* START *
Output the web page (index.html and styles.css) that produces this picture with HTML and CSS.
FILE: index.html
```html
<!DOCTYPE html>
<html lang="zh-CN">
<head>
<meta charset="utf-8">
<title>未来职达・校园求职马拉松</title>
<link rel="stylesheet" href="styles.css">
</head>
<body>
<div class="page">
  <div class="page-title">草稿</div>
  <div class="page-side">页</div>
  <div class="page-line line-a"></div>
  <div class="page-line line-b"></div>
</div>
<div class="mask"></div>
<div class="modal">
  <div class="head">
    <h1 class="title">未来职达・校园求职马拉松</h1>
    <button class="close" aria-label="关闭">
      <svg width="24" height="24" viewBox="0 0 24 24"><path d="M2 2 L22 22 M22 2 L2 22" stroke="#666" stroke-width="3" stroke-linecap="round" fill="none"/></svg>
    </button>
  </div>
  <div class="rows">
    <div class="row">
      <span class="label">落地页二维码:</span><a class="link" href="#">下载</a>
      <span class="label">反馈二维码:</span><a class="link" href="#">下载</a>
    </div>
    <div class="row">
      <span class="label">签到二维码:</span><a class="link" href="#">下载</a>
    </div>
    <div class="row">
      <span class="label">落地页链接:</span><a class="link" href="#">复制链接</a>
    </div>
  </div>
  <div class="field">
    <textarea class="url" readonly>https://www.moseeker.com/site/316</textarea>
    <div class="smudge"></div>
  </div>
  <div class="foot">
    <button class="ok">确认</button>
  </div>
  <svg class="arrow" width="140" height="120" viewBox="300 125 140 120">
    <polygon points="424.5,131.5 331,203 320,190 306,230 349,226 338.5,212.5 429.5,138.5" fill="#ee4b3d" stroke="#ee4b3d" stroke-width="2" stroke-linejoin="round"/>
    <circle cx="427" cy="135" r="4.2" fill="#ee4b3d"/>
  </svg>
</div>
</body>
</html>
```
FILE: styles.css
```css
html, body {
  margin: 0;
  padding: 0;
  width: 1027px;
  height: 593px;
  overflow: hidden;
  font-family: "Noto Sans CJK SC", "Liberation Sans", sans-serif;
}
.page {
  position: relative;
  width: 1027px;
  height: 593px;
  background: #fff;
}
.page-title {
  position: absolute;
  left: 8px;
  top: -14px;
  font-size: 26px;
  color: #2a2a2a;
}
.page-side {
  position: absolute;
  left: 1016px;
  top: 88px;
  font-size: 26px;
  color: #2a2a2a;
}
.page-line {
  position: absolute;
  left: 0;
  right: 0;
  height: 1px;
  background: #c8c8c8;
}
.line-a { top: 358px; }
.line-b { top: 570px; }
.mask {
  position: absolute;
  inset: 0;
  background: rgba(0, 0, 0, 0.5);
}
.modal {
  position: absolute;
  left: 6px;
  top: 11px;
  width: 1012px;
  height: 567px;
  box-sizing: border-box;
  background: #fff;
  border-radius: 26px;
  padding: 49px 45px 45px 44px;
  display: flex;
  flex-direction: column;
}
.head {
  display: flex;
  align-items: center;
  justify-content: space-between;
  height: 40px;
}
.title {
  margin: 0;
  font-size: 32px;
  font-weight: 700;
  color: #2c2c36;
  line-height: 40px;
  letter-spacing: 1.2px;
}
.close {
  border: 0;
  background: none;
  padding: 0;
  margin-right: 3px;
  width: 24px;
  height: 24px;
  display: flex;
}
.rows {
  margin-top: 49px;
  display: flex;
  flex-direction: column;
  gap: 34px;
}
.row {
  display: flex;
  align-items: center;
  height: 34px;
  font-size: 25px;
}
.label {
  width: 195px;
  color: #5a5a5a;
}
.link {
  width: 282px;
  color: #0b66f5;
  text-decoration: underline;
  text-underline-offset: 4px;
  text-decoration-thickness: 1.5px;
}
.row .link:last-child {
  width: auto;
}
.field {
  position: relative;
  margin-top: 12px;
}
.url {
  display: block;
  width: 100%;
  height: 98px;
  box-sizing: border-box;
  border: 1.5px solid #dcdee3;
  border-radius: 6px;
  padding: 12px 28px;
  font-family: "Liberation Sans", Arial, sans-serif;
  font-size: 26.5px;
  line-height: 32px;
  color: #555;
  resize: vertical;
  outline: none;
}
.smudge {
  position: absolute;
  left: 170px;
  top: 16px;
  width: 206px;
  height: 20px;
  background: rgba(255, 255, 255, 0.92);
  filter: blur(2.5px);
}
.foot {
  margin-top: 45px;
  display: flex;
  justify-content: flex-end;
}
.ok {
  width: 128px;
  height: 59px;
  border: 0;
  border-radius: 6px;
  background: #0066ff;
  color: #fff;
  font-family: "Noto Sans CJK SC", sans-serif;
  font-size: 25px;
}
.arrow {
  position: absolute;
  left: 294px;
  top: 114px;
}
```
* END *
» Given task
Retype the whole listing, matching it exactly.

» Completed exercise
Output the web page (index.html and styles.css) that produces this picture with HTML and CSS.
FILE: index.html
```html
<!DOCTYPE html>
<html lang="zh-CN">
<head>
<meta charset="utf-8">
<title>未来职达・校园求职马拉松</title>
<link rel="stylesheet" href="styles.css">
</head>
<body>
<div class="page">
  <div class="page-title">草稿</div>
  <div class="page-side">页</div>
  <div class="page-line line-a"></div>
  <div class="page-line line-b"></div>
</div>
<div class="mask"></div>
<div class="modal">
  <div class="head">
    <h1 class="title">未来职达・校园求职马拉松</h1>
    <button class="close" aria-label="关闭">
      <svg width="24" height="24" viewBox="0 0 24 24"><path d="M2 2 L22 22 M22 2 L2 22" stroke="#666" stroke-width="3" stroke-linecap="round" fill="none"/></svg>
    </button>
  </div>
  <div class="rows">
    <div class="row">
      <span class="label">落地页二维码:</span><a class="link" href="#">下载</a>
      <span class="label">反馈二维码:</span><a class="link" href="#">下载</a>
    </div>
    <div class="row">
      <span class="label">签到二维码:</span><a class="link" href="#">下载</a>
    </div>
    <div class="row">
      <span class="label">落地页链接:</span><a class="link" href="#">复制链接</a>
    </div>
  </div>
  <div class="field">
    <textarea class="url" readonly>https://www.moseeker.com/site/316</textarea>
    <div class="smudge"></div>
  </div>
  <div class="foot">
    <button class="ok">确认</button>
  </div>
  <svg class="arrow" width="140" height="120" viewBox="300 125 140 120">
    <polygon points="424.5,131.5 331,203 320,190 306,230 349,226 338.5,212.5 429.5,138.5" fill="#ee4b3d" stroke="#ee4b3d" stroke-width="2" stroke-linejoin="round"/>
    <circle cx="427" cy="135" r="4.2" fill="#ee4b3d"/>
  </svg>
</div>
</body>
</html>
```
FILE: styles.css
```css
html, body {
  margin: 0;
  padding: 0;
  width: 1027px;
  height: 593px;
  overflow: hidden;
  font-family: "Noto Sans CJK SC", "Liberation Sans", sans-serif;
}
.page {
  position: relative;
  width: 1027px;
  height: 593px;
  background: #fff;
}
.page-title {
  position: absolute;
  left: 8px;
  top: -14px;
  font-size: 26px;
  color: #2a2a2a;
}
.page-side {
  position: absolute;
  left: 1016px;
  top: 88px;
  font-size: 26px;
  color: #2a2a2a;
}
.page-line {
  position: absolute;
  left: 0;
  right: 0;
  height: 1px;
  background: #c8c8c8;
}
.line-a { top: 358px; }
.line-b { top: 570px; }
.mask {
  position: absolute;
  inset: 0;
  background: rgba(0, 0, 0, 0.5);
}
.modal {
  position: absolute;
  left: 6px;
  top: 11px;
  width: 1012px;
  height: 567px;
  box-sizing: border-box;
  background: #fff;
  border-radius: 26px;
  padding: 49px 45px 45px 44px;
  display: flex;
  flex-direction: column;
}
.head {
  display: flex;
  align-items: center;
  justify-content: space-between;
  height: 40px;
}
.title {
  margin: 0;
  font-size: 32px;
  font-weight: 700;
  color: #2c2c36;
  line-height: 40px;
  letter-spacing: 1.2px;
}
.close {
  border: 0;
  background: none;
  padding: 0;
  margin-right: 3px;
  width: 24px;
  height: 24px;
  display: flex;
}
.rows {
  margin-top: 49px;
  display: flex;
  flex-direction: column;
  gap: 34px;
}
.row {
  display: flex;
  align-items: center;
  height: 34px;
  font-size: 25px;
}
.label {
  width: 195px;
  color: #5a5a5a;
}
.link {
  width: 282px;
  color: #0b66f5;
  text-decoration: underline;
  text-underline-offset: 4px;
  text-decoration-thickness: 1.5px;
}
.row .link:last-child {
  width: auto;
}
.field {
  position: relative;
  margin-top: 12px;
}
.url {
  display: block;
  width: 100%;
  height: 98px;
  box-sizing: border-box;
  border: 1.5px solid #dcdee3;
  border-radius: 6px;
  padding: 12px 28px;
  font-family: "Liberation Sans", Arial, sans-serif;
  font-size: 26.5px;
  line-height: 32px;
  color: #555;
  resize: vertical;
  outline: none;
}
.smudge {
  position: absolute;
  left: 170px;
  top: 16px;
  width: 206px;
  height: 20px;
  background: rgba(255, 255, 255, 0.92);
  filter: blur(2.5px);
}
.foot {
  margin-top: 45px;
  display: flex;
  justify-content: flex-end;
}
.ok {
  width: 128px;
  height: 59px;
  border: 0;
  border-radius: 6px;
  background: #0066ff;
  color: #fff;
  font-family: "Noto Sans CJK SC", sans-serif;
  font-size: 25px;
}
.arrow {
  position: absolute;
  left: 294px;
  top: 114px;
}
```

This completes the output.